Bursa'da bir işçi, çalıştığı yerden kovuldu. İş sözleşmesinin haksız yere feshedildiğini söyleyerek 2. İş Mahkemesi'ne başvurdu ve kıdem ve ihbar tazminatı ile eşitlik ilkesine aykırı davranıldığını belirterek tazminatın davalıdan tahsil edilmesini talep etti.

İŞ ARKADAŞLARINA 'TAKLACI-YALAKA' DİYOR

Ancak işveren, işçinin devamlı uyarıldığını, izin almadan işe gelmediğini, iş arkadaşlarına 'taklacı veya yalaka' diyerek olumsuz davranışlarda bulunduğunu ve dikkatsiz çalışması, tedbirsizliği yüzünden şirkete zarar verdiğini öne sürdü. 

EMSAL KARAR

Bunların sonucunda mahkeme, işçiye kıdem tazminatı ödenmesi gerektiğine karar verdi. Karar temyize gitti ve Yargıtay 22. Hukuk Dairesi emsal bir karara imza attı.

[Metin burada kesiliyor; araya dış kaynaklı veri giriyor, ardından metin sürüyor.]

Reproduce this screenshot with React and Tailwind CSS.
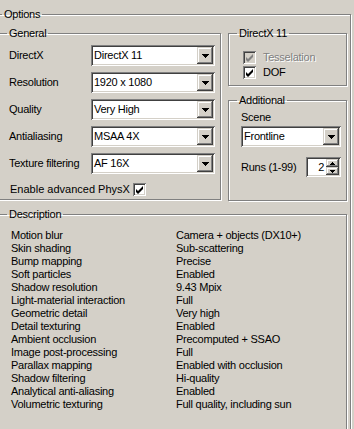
import React from "react";

const sunken =
  "shadow-[inset_1px_1px_0_#808080,inset_-1px_-1px_0_#fff,inset_2px_2px_0_#404040,inset_-2px_-2px_0_#d4d0c8]";
const raised =
  "shadow-[inset_-1px_-1px_0_#404040,inset_1px_1px_0_#d4d0c8,inset_-2px_-2px_0_#808080,inset_2px_2px_0_#fff]";
const etched =
  "border border-[#808080] shadow-[inset_1px_1px_0_#fff,1px_1px_0_#fff]";

const DownArrow = () => (
  <svg width="7" height="4" viewBox="0 0 7 4" className="block" shapeRendering="crispEdges">
    <rect x="0" y="0" width="7" height="1" fill="#000" />
    <rect x="1" y="1" width="5" height="1" fill="#000" />
    <rect x="2" y="2" width="3" height="1" fill="#000" />
    <rect x="3" y="3" width="1" height="1" fill="#000" />
  </svg>
);

const SmallArrow = ({ up }) => (
  <svg width="5" height="3" viewBox="0 0 5 3" className="block" shapeRendering="crispEdges">
    <rect x="0" y={up ? 2 : 0} width="5" height="1" fill="#000" />
    <rect x="1" y="1" width="3" height="1" fill="#000" />
    <rect x="2" y={up ? 0 : 2} width="1" height="1" fill="#000" />
  </svg>
);

const Combo = ({ value, className }) => (
  <div className={`flex h-[21px] bg-white p-[2px] ${sunken} ${className}`}>
    <div className="flex flex-1 items-center pl-[1px] whitespace-nowrap overflow-hidden">{value}</div>
    <div className={`flex w-[16px] items-center justify-center bg-[#d4d0c8] ${raised}`}>
      <DownArrow />
    </div>
  </div>
);

const Check = ({ disabled }) => (
  <div className={`h-[13px] w-[13px] shrink-0 ${sunken} ${disabled ? "bg-[#d4d0c8]" : "bg-white"}`}>
    <svg width="13" height="13" viewBox="0 0 13 13" className="block">
      <polygon points="3,6 5,8 10,3 10,6 5,11 3,9" fill={disabled ? "#808080" : "#000"} />
    </svg>
  </div>
);

const Group = ({ title, className, children }) => (
  <fieldset className={`${etched} ${className}`}>
    <legend className="ml-[8px] px-[2px] leading-[13px]">{title}</legend>
    {children}
  </fieldset>
);

const general = [
  ["DirectX", "DirectX 11"],
  ["Resolution", "1920 x 1080"],
  ["Quality", "Very High"],
  ["Antialiasing", "MSAA 4X"],
  ["Texture filtering", "AF 16X"],
];

const description = [
  ["Motion blur", "Camera + objects (DX10+)"],
  ["Skin shading", "Sub-scattering"],
  ["Bump mapping", "Precise"],
  ["Soft particles", "Enabled"],
  ["Shadow resolution", "9.43 Mpix"],
  ["Light-material interaction", "Full"],
  ["Geometric detail", "Very high"],
  ["Detail texturing", "Enabled"],
  ["Ambient occlusion", "Precomputed + SSAO"],
  ["Image post-processing", "Full"],
  ["Parallax mapping", "Enabled with occlusion"],
  ["Shadow filtering", "Hi-quality"],
  ["Analytical anti-aliasing", "Enabled"],
  ["Volumetric texturing", "Full quality, including sun"],
];

export default function App() {
  return (
    <div className="h-[429px] w-[354px] overflow-hidden bg-[#d4d0c8] pt-[8px] text-[11px] leading-[13px] tracking-[-0.25px] text-black [font-family:'Liberation_Sans',Arial,sans-serif]">
      <fieldset className={`ml-[-6px] h-[440px] w-[357px] ${etched}`}>
        <legend className="ml-[7px] px-[2px] leading-[13px]">Options</legend>
        <div className="px-[3px] pt-[6px]">
          <div className="flex gap-[7px]">
            <Group title="General" className="h-[173px] w-[223px]">
              <div className="flex flex-col gap-[6px] pl-[10px] pr-[5px] pt-[5px]">
                {general.map(([label, value]) => (
                  <div key={label} className="flex h-[21px] items-center">
                    <span className="flex-1">{label}</span>
                    <Combo value={value} className="w-[124px]" />
                  </div>
                ))}
              </div>
              <div className="mt-[9px] flex items-center gap-[3px] pl-[11px]">
                <span className="tracking-normal">Enable advanced PhysX</span>
                <Check />
              </div>
            </Group>
            <div className="flex w-[119px] flex-col gap-[8px]">
              <Group title="DirectX 11" className="h-[59px]">
                <div className="flex flex-col gap-[2px] pl-[14px] pt-[11px]">
                  <div className="flex items-center gap-[7px]">
                    <Check disabled />
                    <span className="text-[#808080] [text-shadow:1px_1px_0_#fff]">Tesselation</span>
                  </div>
                  <div className="flex items-center gap-[7px]">
                    <Check />
                    <span>DOF</span>
                  </div>
                </div>
              </Group>
              <Group title="Additional" className="h-[107px]">
                <div className="pl-[12px] pr-[5px] pt-[4px]">
                  <div>Scene</div>
                  <Combo value="Frontline" className="mt-[2px] w-[100px]" />
                  <div className="mt-[10px] flex items-center justify-between">
                    <span>Runs (1-99)</span>
                    <div className={`flex h-[20px] w-[35px] bg-white p-[2px] ${sunken}`}>
                      <div className="flex flex-1 items-center justify-end pr-[2px]">2</div>
                      <div className="flex w-[13px] flex-col">
                        <div className={`flex flex-1 items-center justify-center bg-[#d4d0c8] ${raised}`}>
                          <SmallArrow up />
                        </div>
                        <div className={`flex flex-1 items-center justify-center bg-[#d4d0c8] ${raised}`}>
                          <SmallArrow />
                        </div>
                      </div>
                    </div>
                  </div>
                </div>
              </Group>
            </div>
          </div>
          <Group title="Description" className="mt-[7px] h-[240px] w-[349px]">
            <div className="grid grid-cols-[165px_1fr] pl-[12px] pt-[8px]">
              {description.map(([label, value]) => (
                <React.Fragment key={label}>
                  <span className="whitespace-nowrap">{label}</span>
                  <span className="whitespace-nowrap">{value}</span>
                </React.Fragment>
              ))}
            </div>
          </Group>
        </div>
      </fieldset>
    </div>
  );
}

Kararda, şu ifadeler yer aldı:

"Davacının hal ve hareketlerinden çok rahatsız olduğu, işe girdiği tarihte yazıhane bölümündeki kadınlar hakkında belden aşağıya çok pis konuştuğu tutanaklarla sabittir. Davacıdan çalışanlara 'taklacı, yalaka' şeklinde isimler takarak huzursuzluğa sebep olduğu için savunmasının istendiği, davacının da kimseyi rahatsız edecek şekilde konuşmadığı, şaka olarak birbirlerine karşı söylemlerde bulundukları ancak art niyet olmadığı ve arkadaşları ile arasının iyi olduğu şeklinde savunmasını verdiği görülmüştür. Yargılama esnasında davalı şahidi olarak dinlenen tutanak tanıkları, davacının huzursuzluk yapıp, işi yavaşlattığını belirtmişlerdir. İşçiler hakkında küfürlü konuştuğu yönündeki beyanının somut olarak fesih sebebi yapılmadığı şeklindeki hatalı gerekçe ile davacının iş akdinin işveren tarafından haksız feshedildiğinden kıdem ve ihbar tazminatının kabulüne karar verilmiştir. Bahsedilen ve tutanak tanıklarınca da doğrulanan somut vakıalar karşısında mahkemece kıdem ve ihbar tazminatının kabulüne karar verilmesi hakkaniyet ilkesine ve menfaatler dengesine aykırı olmuştur. Bu sebeplerle, davacının kıdem ve ihbar tazminatı talebinin reddi gerekirken kabulüne karar verilmesi hatalı olup bozmayı gerektirmiştir. Temyiz olunan kararın bozulmasına oy birliğiyle karar verildi" denildi.